Task to carry out: Copy out the lines that include the word "Tailwind".

Stored rows:
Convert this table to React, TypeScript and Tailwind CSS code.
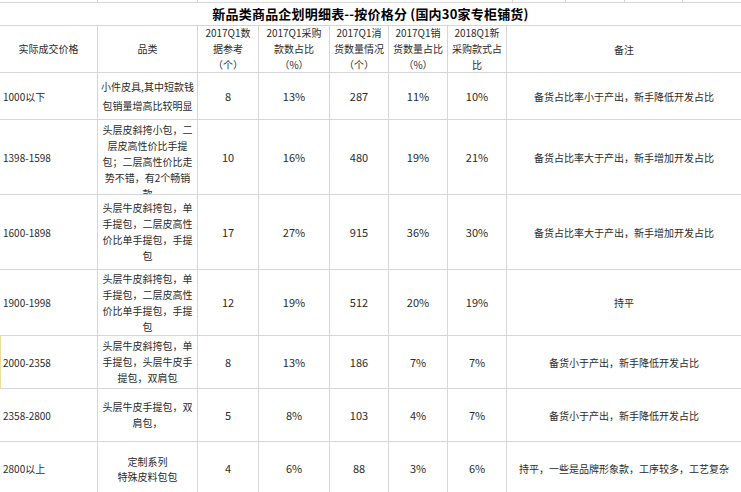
import React from "react";

type Row = {
  price: string;
  cat: string[];
  catLeading?: string;
  catAlign?: string;
  h: string;
  ref: string;
  buy: string;
  qty: string;
  sale: string;
  next: string;
  note: string;
  edge?: boolean;
};

const ROWS: Row[] = [
  { price: "1000以下", cat: ["小件皮具,其中短款钱", "包销量增高比较明显"], catLeading: "leading-[19px]", h: "h-[47px]", ref: "8", buy: "13%", qty: "287", sale: "11%", next: "10%", note: "备货占比率小于产出，新手降低开发占比" },
  { price: "1398-1598", cat: ["头层皮斜挎小包，二", "层皮高性价比手提", "包；二层高性价比走", "势不错，有2个畅销", "款"], catAlign: "justify-start pt-[2px]", h: "h-[75px]", ref: "10", buy: "16%", qty: "480", sale: "19%", next: "21%", note: "备货占比率大于产出，新手增加开发占比" },
  { price: "1600-1898", cat: ["头层牛皮斜挎包，单", "手提包，二层皮高性", "价比单手提包，手提", "包"], h: "h-[75px]", ref: "17", buy: "27%", qty: "915", sale: "36%", next: "30%", note: "备货占比率大于产出，新手增加开发占比" },
  { price: "1900-1998", cat: ["头层牛皮斜挎包，单", "手提包，二层皮高性", "价比单手提包，手提", "包"], h: "h-[66px]", ref: "12", buy: "19%", qty: "512", sale: "20%", next: "19%", note: "持平" },
  { price: "2000-2358", cat: ["头层牛皮斜挎包，单", "手提包，头层牛皮手", "提包，双肩包"], h: "h-[53px]", ref: "8", buy: "13%", qty: "186", sale: "7%", next: "7%", note: "备货小于产出，新手降低开发占比", edge: true },
  { price: "2358-2800", cat: ["头层牛皮手提包，双", "肩包，"], h: "h-[53px]", ref: "5", buy: "8%", qty: "103", sale: "4%", next: "7%", note: "备货小于产出，新手降低开发占比" },
  { price: "2800以上", cat: ["定制系列", "特殊皮料包包"], catLeading: "leading-[15px]", h: "h-[54px]", ref: "4", buy: "6%", qty: "88", sale: "3%", next: "6%", note: "持平，一些是品牌形象款，工序较多，工艺复杂" },
];

const cell = "border-r border-b border-[#d6d6d6] flex items-center justify-center text-center overflow-hidden";

function Head({ lines, w }: { lines: string[]; w: string }) {
  return (
    <div className={`${cell} ${w} flex-col leading-[16px] whitespace-nowrap`}>
      {lines.map((l, i) => <span key={i}>{l}</span>)}
    </div>
  );
}

export default function App() {
  return (
    <div className="w-[741px] h-[492px] overflow-hidden bg-white text-[#2b2b2b] text-[10px] font-['Noto_Sans_CJK_SC','Noto_Sans',sans-serif]">
      {/* sliver of the row above */}
      <div className="flex h-[3px]">
        <div className="w-[98px] border-r border-b border-[#d6d6d6]" />
        <div className="w-[100px] border-r border-b border-[#d6d6d6]" />
        <div className="w-[315px] border-r border-b border-[#d6d6d6]" />
        <div className="w-[53px] border-r border-b border-[#d6d6d6]" />
        <div className="w-[59px] border-r border-b border-[#d6d6d6]" />
        <div className="w-[58px] border-r border-b border-[#d6d6d6]" />
        <div className="flex-1 border-b border-[#d6d6d6]" />
      </div>

      <div className="h-[23px] flex items-center justify-center border-b border-[#d6d6d6] text-[13px] font-bold text-black tracking-[0.2px]">
        新品类商品企划明细表--按价格分 (国内30家专柜铺货)
      </div>

      <div className="flex h-[47px]">
        <Head w="w-[98px]" lines={["实际成交价格"]} />
        <Head w="w-[100px]" lines={["品类"]} />
        <Head w="w-[61px]" lines={["2017Q1数", "据参考", "（个）"]} />
        <Head w="w-[71px]" lines={["2017Q1采购", "款数占比", "（%）"]} />
        <Head w="w-[59px]" lines={["2017Q1消", "货数量情况", "（个）"]} />
        <Head w="w-[59px]" lines={["2017Q1销", "货数量占比", "（%）"]} />
        <Head w="w-[59px]" lines={["2018Q1新", "采购款式占", "比"]} />
        <div className={`${cell} flex-1 border-r-0`}>备注</div>
      </div>

      {ROWS.map((r) => (
        <div key={r.price} className={`flex ${r.h}`}>
          <div className={`${cell} w-[98px] justify-start ${r.edge ? "border-l border-l-[#f0dc9a] pl-[2px]" : "pl-[3px]"}`}>{r.price}</div>
          <div className={`${cell} w-[100px] flex-col whitespace-nowrap ${r.catLeading ?? "leading-[16px]"} ${r.catAlign ?? ""}`}>
            {r.cat.map((l, i) => <span key={i}>{l}</span>)}
          </div>
          <div className={`${cell} w-[61px] text-[11px]`}>{r.ref}</div>
          <div className={`${cell} w-[71px] text-[11px]`}>{r.buy}</div>
          <div className={`${cell} w-[59px] text-[11px]`}>{r.qty}</div>
          <div className={`${cell} w-[59px] text-[11px]`}>{r.sale}</div>
          <div className={`${cell} w-[59px] text-[11px]`}>{r.next}</div>
          <div className={`${cell} flex-1 border-r-0 whitespace-nowrap`}>{r.note}</div>
        </div>
      ))}
    </div>
  );
}
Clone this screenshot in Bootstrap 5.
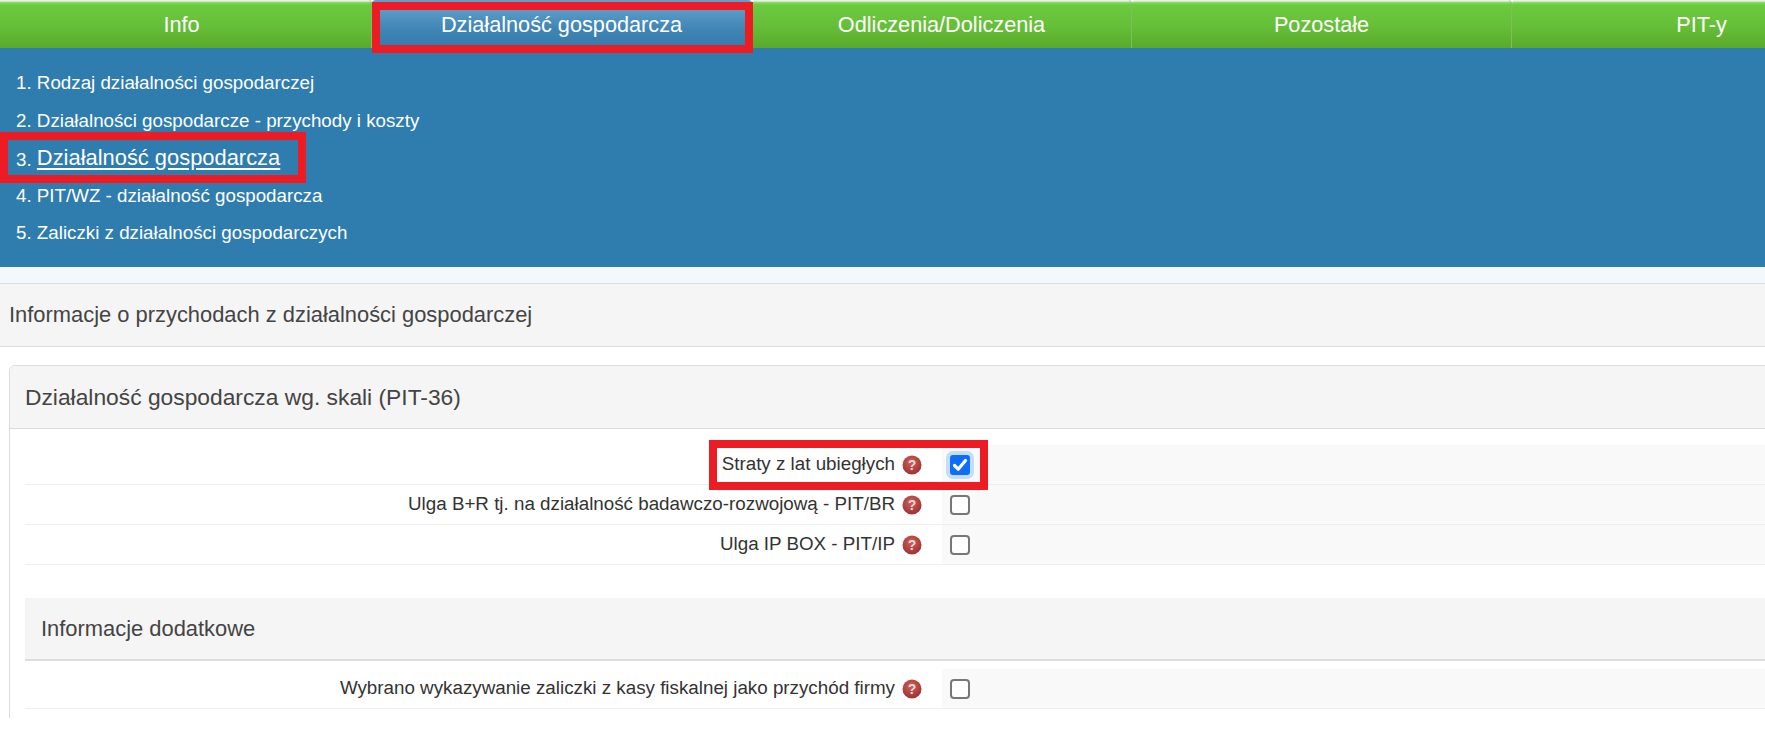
<!DOCTYPE html>
<html lang="pl">
<head>
<meta charset="utf-8">
<title>Działalność gospodarcza</title>
<link rel="stylesheet" href="https://cdn.jsdelivr.net/npm/bootstrap@5.3.0/dist/css/bootstrap.min.css">
<style>
html,body{height:737px;overflow:hidden;background:#fff}
body{font-family:"Liberation Sans",Arial,sans-serif;color:#333;position:relative}
.frame{height:718px;overflow:hidden;width:1765px}
.tabbar{height:48px;margin-left:-8px;width:1900px;flex-wrap:nowrap}
.tabbar .nav-link{width:380px;height:48px;flex:none;padding:3px 0 0;color:#fff;font-size:21.7px;line-height:44px;text-align:center;
 background:linear-gradient(#dff0d4 0,#f4faf0 1px,#9fd987 2px,#7fd45a 3px,#6bca3e 5px,#66bf38 26px,#59a92a 48px);
 border-right:1px solid #7cbf5c;border-radius:4px 4px 0 0}
.tabbar .nav-link.on{background:linear-gradient(#5e9fcb 0,#5a9bc8 10px,#3f84b4 30px,#337cac 48px)}
.subpanel{background:#2f7cae;height:219px;padding:16px 16px 0}
.subpanel .item{height:37.5px;color:#fff;font-size:18.75px;line-height:37.5px;white-space:nowrap}
.subpanel .item a{color:#fff;text-decoration:none}
.subpanel .item a.cur{font-size:21.9px;vertical-align:1px;text-decoration:underline;text-underline-offset:3px}
.tint{height:16px;background:#f2f8fc}
.mainhead{height:64px;background:#f5f5f5;border-top:1px solid #d9dcdc;border-bottom:1px solid #ddd;padding:0 9px;font-size:21.9px;line-height:62px;color:#444}
.wgcard{margin:18px 0 0 9px;width:1800px;min-height:400px;border:1px solid #ddd;border-radius:6px 0 0 0;--bs-card-bg:#fff}
.wgcard .card-header{height:63px;background:#f5f5f5;border-bottom:1px solid #ddd;padding:0 15px;font-size:22.8px;line-height:62px;color:#444;border-radius:6px 0 0 0}
.wgbody{padding:16px 0 0 15px}
.entry{height:40px;border-bottom:1px solid #eee;margin:0;flex-wrap:nowrap}
.entry .lab{width:917px;flex:none;padding-right:20px;font-size:18.8px;color:#333;gap:7px;white-space:nowrap}
.entry .val{flex:1;background:#f9f9f9;padding-left:7.5px}
.entry .form-check-input{width:20px;height:20px;margin:0;flex:none;border:2px solid #777;border-radius:4px;background-color:#fff}
.entry .form-check-input:checked{border:0;border-radius:3px;box-shadow:0 0 0 4px #c4ddfb;background-color:#0d6efd;background-size:100%;
 background-image:url("data:image/svg+xml,%3csvg xmlns='http://www.w3.org/2000/svg' viewBox='0 0 20 20'%3e%3cpath fill='none' stroke='%23fff' stroke-width='3.2' stroke-linecap='round' stroke-linejoin='round' d='M4.5 10.5l3.7 3.7 7.3-8.7'/%3e%3c/svg%3e")}
.qicon{width:20px;height:20px;flex:none;display:block}
.sect{margin-top:33px;height:63px;background:#f5f5f5;border-bottom:2px solid #ddd;padding:0 16px;font-size:21.9px;line-height:62px;color:#444}
.mark-box{position:absolute;border:8px solid #ed1c24;pointer-events:none}
.mb1{left:372px;top:2px;width:381px;height:51px}
.mb2{left:0;top:132px;width:306px;height:51px}
.mb3{left:709px;top:440px;width:279px;height:50px}
</style>
</head>
<body>
<svg width="0" height="0" class="position-absolute">
 <defs>
  <radialGradient id="qg" cx="45%" cy="35%" r="70%"><stop offset="0" stop-color="#d0605a"/><stop offset="1" stop-color="#983030"/></radialGradient>
  <symbol id="qm" viewBox="0 0 20 20"><circle cx="10" cy="10" r="9.5" fill="url(#qg)"/><text x="10" y="15" text-anchor="middle" font-family="Liberation Sans, sans-serif" font-weight="700" font-size="14" fill="#f3dada">?</text></symbol>
 </defs>
</svg>
<div class="frame">
 <nav class="nav tabbar d-flex">
  <a class="nav-link" href="#">Info</a>
  <a class="nav-link on" href="#">Działalność gospodarcza</a>
  <a class="nav-link" href="#">Odliczenia/Doliczenia</a>
  <a class="nav-link" href="#">Pozostałe</a>
  <a class="nav-link" href="#">PIT-y</a>
 </nav>
 <div class="subpanel">
  <div class="item">1. <a href="#">Rodzaj działalności gospodarczej</a></div>
  <div class="item">2. <a href="#">Działalności gospodarcze - przychody i koszty</a></div>
  <div class="item">3. <a class="cur" href="#">Działalność gospodarcza</a></div>
  <div class="item">4. <a href="#">PIT/WZ - działalność gospodarcza</a></div>
  <div class="item">5. <a href="#">Zaliczki z działalności gospodarczych</a></div>
 </div>
 <div class="tint"></div>
 <div class="mainhead">Informacje o przychodach z działalności gospodarczej</div>
 <div class="card wgcard">
  <div class="card-header">Działalność gospodarcza wg. skali (PIT-36)</div>
  <div class="wgbody">
   <div class="entry d-flex">
    <div class="lab d-flex align-items-center justify-content-end">Straty z lat ubiegłych <svg class="qicon"><use href="#qm"/></svg></div>
    <div class="val d-flex align-items-center"><input class="form-check-input" type="checkbox" checked aria-label="Straty z lat ubiegłych"></div>
   </div>
   <div class="entry d-flex">
    <div class="lab d-flex align-items-center justify-content-end">Ulga B+R tj. na działalność badawczo-rozwojową - PIT/BR <svg class="qicon"><use href="#qm"/></svg></div>
    <div class="val d-flex align-items-center"><input class="form-check-input" type="checkbox" aria-label="Ulga B+R"></div>
   </div>
   <div class="entry d-flex">
    <div class="lab d-flex align-items-center justify-content-end">Ulga IP BOX - PIT/IP <svg class="qicon"><use href="#qm"/></svg></div>
    <div class="val d-flex align-items-center"><input class="form-check-input" type="checkbox" aria-label="Ulga IP BOX"></div>
   </div>
   <div class="sect">Informacje dodatkowe</div>
   <div class="entry d-flex mt-2">
    <div class="lab d-flex align-items-center justify-content-end">Wybrano wykazywanie zaliczki z kasy fiskalnej jako przychód firmy <svg class="qicon"><use href="#qm"/></svg></div>
    <div class="val d-flex align-items-center"><input class="form-check-input" type="checkbox" aria-label="Wybrano wykazywanie zaliczki"></div>
   </div>
  </div>
 </div>
</div>
<div class="mark-box mb1"></div>
<div class="mark-box mb2"></div>
<div class="mark-box mb3"></div>
<script src="https://cdn.jsdelivr.net/npm/bootstrap@5.3.0/dist/js/bootstrap.bundle.min.js"></script>
</body>
</html>
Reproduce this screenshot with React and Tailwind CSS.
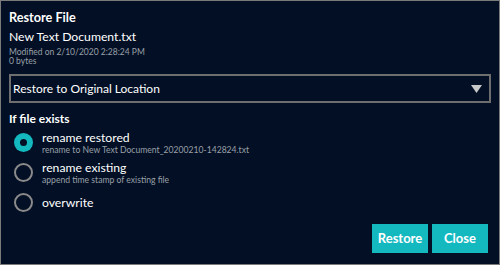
import { useState } from "react";

const options = [
  { id: "restored", label: "rename restored", hint: "rename to New Text Document_20200210-142824.txt" },
  { id: "existing", label: "rename existing", hint: "append time stamp of existing file" },
  { id: "overwrite", label: "overwrite" },
];

function Radio({ checked }) {
  return checked ? (
    <span className="flex h-[19px] w-[19px] shrink-0 items-center justify-center rounded-full bg-[#14b8bf]">
      <span className="h-[7px] w-[7px] rounded-full bg-[#020f24]" />
    </span>
  ) : (
    <span className="h-[19px] w-[19px] shrink-0 rounded-full border-2 border-[#8a8a8a]" />
  );
}

export default function App() {
  const [choice, setChoice] = useState("restored");

  return (
    <div
      className="flex h-[265px] w-[500px] flex-col border border-[#7a7a7a] bg-[#020f24] px-[8px] pt-[7px] text-white"
      style={{ fontFamily: 'Lato, "Open Sans", sans-serif' }}
    >
      <h1 className="text-[12.7px] font-bold leading-[18px]">Restore File</h1>
      <div className="mt-[2px] text-[12.2px] leading-[18px]">New Text Document.txt</div>
      <div className="mt-[1px] text-[8.5px] leading-[10px] text-[#9aa0a8]">Modified on 2/10/2020 2:28:24 PM</div>
      <div className="text-[8.5px] leading-[9px] text-[#9aa0a8]">0 bytes</div>

      <button className="mt-[8px] flex h-[29px] w-full items-center justify-between border-2 border-[#6e6e6e] pl-[2px] pr-[7px] text-left text-[12px]">
        <span>Restore to Original Location</span>
        <svg width="11" height="8" viewBox="0 0 11 8">
          <path d="M0 0h11L5.5 8z" fill="#c8c8c8" />
        </svg>
      </button>

      <h2 className="mt-[8px] text-[12px] font-bold leading-[16px]">If file exists</h2>

      <div className="mt-[6px] flex flex-col gap-[11px] pl-[5px]">
        {options.map((o) => (
          <label key={o.id} className="flex h-[19px] cursor-pointer items-center gap-[9px]" onClick={() => setChoice(o.id)}>
            <Radio checked={choice === o.id} />
            <span className="flex flex-col">
              <span className="text-[12.2px] leading-[15px]">{o.label}</span>
              {o.hint && <span className="text-[8.6px] leading-[10px] text-[#9aa0a8]">{o.hint}</span>}
            </span>
          </label>
        ))}
      </div>

      <div className="mt-auto mb-[11px] flex justify-end gap-[4px] pr-[3px]">
        <button className="h-[29px] w-[56px] bg-[#14b8bf] text-[13px] font-bold">Restore</button>
        <button className="h-[29px] w-[56px] bg-[#14b8bf] text-[13px] font-bold">Close</button>
      </div>
    </div>
  );
}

Exercise response:
Convert this table to React, TypeScript and Tailwind CSS code.
Reproduce this screenshot with React and Tailwind CSS.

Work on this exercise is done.